I don’t think I’ve never heard Verklarte Nacht played live before.  It’s the acceptable face of Schoenberg, predating his shift toward – invention of? – serialism.  The BBC Phil, under some Venezuelan wunderkind, did a decent job as far as I could tell; but I was glad when it was over.  You can absolutely see why Schoenberg felt he had to get away from that sort of lush, over-ripe language: the music is forever pushing chromatic passing notes into what are already four or five note chords.  No wonder he wanted so badly to find a way back to something more astringent and spare.  Half an hour is way too long for a strings-only piece like this.  The ear notoriously tires of wind and brass much quicker, but lovely though strings are, and ingeniously though Schoenberg strives for variety, I’d had enough after twenty minutes.  Verklarte Nacht made me realise how wonderful are the Elgar Introduction and Allegro, RVW’s Tallis Fantasia and the Tchaikovsky and Dvorak Serenades.

I have a theory that every Mahler symphony could be improved by docking 25% of its running time.  Listening to the 5th after the break confirmed the impression.  The piece makes a very plausible journey from the darkness of the opening Funeral March towards the light of the Finale, stopping off at the Adagietto on the way.  The Adagietto is sui generis, a piece of wonderful inspiration, unimprovable.  I particularly like the way Mahler makes the final cadence the actual end of the piece, something quite difficult to do without sounding commonplace (something Elgar also achieves at the end of Nimrod, and Sibelius in the middle movement of his own 5th).

My only contact with Mahler 5 as a conductor has been depping for someone else in a rehearsal.  You can’t help but admire the way he handles the orchestra (although I think too often the large forces are just used to make the music louder rather than more varied – The Planets uses a big ensemble much better, and Shostakovich 5 is more expertly paced).  But too much of the second and third movements sound like filler to me – as if Mahler is writing something because he can, rather than because it’s essential to the musical and psychological argument.  And as for the Finale, one waits for the closing chorale in a ritual of tease and denial.  The first time you hear it this is effective, but I find repeated listening unbearable.  I found myself trying to identify the point at which I started to find Mahler’s modus annoying.  It came two iterations from the end: that’s to say on two occasions when he interrupts the apparently inexorable flow of the music towards the big tune I found myself thinking, “O for Christ’s sake get on with it”.  That meant enduring two more sections of Mahler’s orchestral babble before – at last – we got to the D major grand finale.
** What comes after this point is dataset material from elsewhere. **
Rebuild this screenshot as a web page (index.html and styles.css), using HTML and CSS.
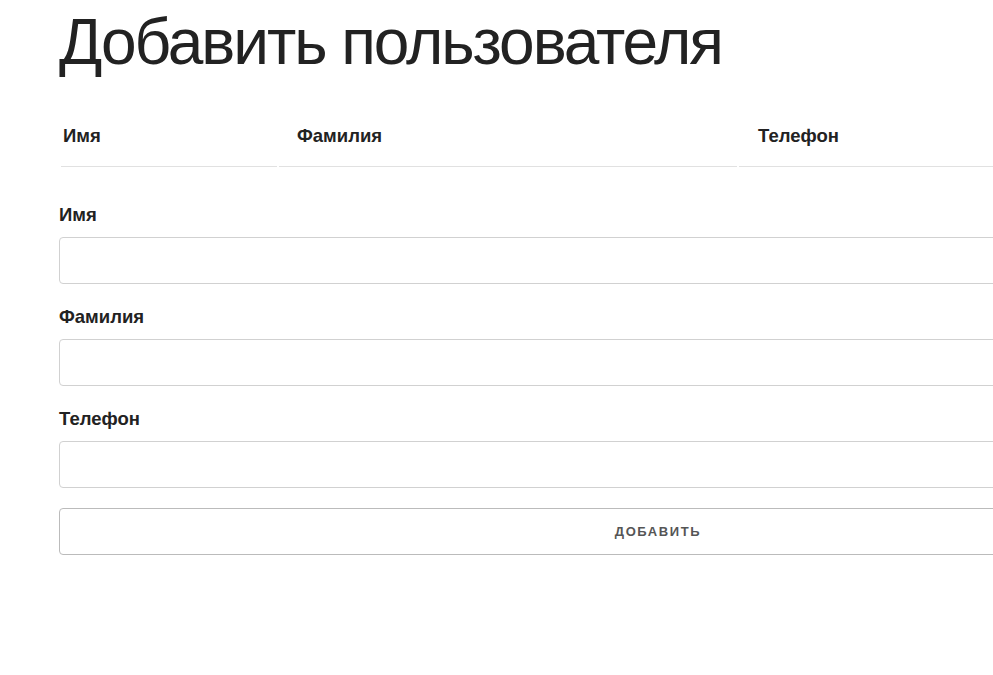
FILE: index.html
```html
<!DOCTYPE html>
<html lang="ru">
<head>
<meta charset="utf-8">
<title>Добавить пользователя</title>
<link rel="stylesheet" href="styles.css">
</head>
<body>
<div class="page">
  <h1 class="title">Добавить пользователя</h1>
  <table class="users">
    <thead>
      <tr>
        <th class="col-name">Имя</th>
        <th class="col-surname">Фамилия</th>
        <th class="col-phone">Телефон</th>
      </tr>
    </thead>
    <tbody></tbody>
  </table>
  <form class="form">
    <label class="label" for="name">Имя</label>
    <input class="input" id="name" type="text">
    <label class="label" for="surname">Фамилия</label>
    <input class="input" id="surname" type="text">
    <label class="label" for="phone">Телефон</label>
    <input class="input" id="phone" type="text">
    <button class="button" type="button">Добавить</button>
  </form>
</div>
</body>
</html>
```
FILE: styles.css
```css
html, body {
  margin: 0;
  padding: 0;
  background: #fff;
}
body {
  font-family: "Liberation Sans", Arial, sans-serif;
  color: #222;
  overflow: hidden;
}
.page {
  width: 1198px;
  padding-left: 59px;
}
.title {
  margin: 0;
  padding-top: 4px;
  font-size: 64px;
  font-weight: 400;
  line-height: 76px;
  letter-spacing: -2.05px;
  color: #222;
}
.users {
  width: 100%;
  margin-top: 35px;
  border-collapse: separate;
  border-spacing: 2px;
}
.users th {
  text-align: left;
  font-size: 18.5px;
  font-weight: 700;
  padding: 8px 2px 19px;
  border-bottom: 1px solid #e1e1e1;
}
.col-name { width: 212px; }
.col-surname { width: 438px; padding-left: 18px !important; }
.col-phone { padding-left: 19px !important; }
.form {
  display: flex;
  flex-direction: column;
  margin-top: 36px;
}
.label {
  font-size: 18.5px;
  font-weight: 700;
  line-height: 20px;
  margin-bottom: 12px;
}
.input {
  box-sizing: border-box;
  height: 47px;
  border: 1px solid #d1d1d1;
  border-radius: 4px;
  margin: 0 0 23px;
  padding: 6px 10px;
  font-size: 15px;
}
.button {
  box-sizing: border-box;
  height: 47px;
  margin-top: -3px;
  border: 1px solid #bbb;
  border-radius: 4px;
  background: #fff;
  color: #555;
  font-family: "Liberation Sans", Arial, sans-serif;
  font-size: 13px;
  font-weight: 700;
  letter-spacing: 1.6px;
  text-transform: uppercase;
}
```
I admire Mahler more than love him, and though I think his view of life is skewed – it is not as heaven-stormingly joyful, catastrophically awful or swooningly romantic as he suggests – I would still have given a finger to have written a piece as bad as his 5th Symphony.  When put beside classical music’s realists however – Bach, Mozart, Beethoven, Berlioz, Brahms and Nielsen – Mahler’s music looks overwrought and self-indulgent.  I would have given my right arm to have written the Inextinguishable.  I’ve written elsewhere that it’s strange that Mahler’s music should have such currency a hundred years after the death of the romantic movement which spawned it.  We live in a narcissistic age however, and God knows Mahler is the narcissistic composer par excellence.

As Roger Scruton once said, criticising someone else’s taste is merely to assert one’s own.  I’m not saying Mahler is wrong.  I’m saying I don’t like some of the choices he makes, and I think those choices reveal a lot about him as a composer and as a man.  I’m reminded of Jean Sibelius’s slightly priggish dictum – “The others offer cocktails of various hues.  I only have cold spring water”.  After this programme I could have done with some of that.  My personal taste is for composers who understand that the audience always need to be reminded of the possibility of silence, who let the light shine through in much the same way as watercolour painters who exploit the whiteness of the blank paper.  There wasn’t much of that here.  In fact part of the relief of hearing Mahler’s glorious closing chorale was that it one of the only musical statements in the entire concert which sounded plain, simple and true.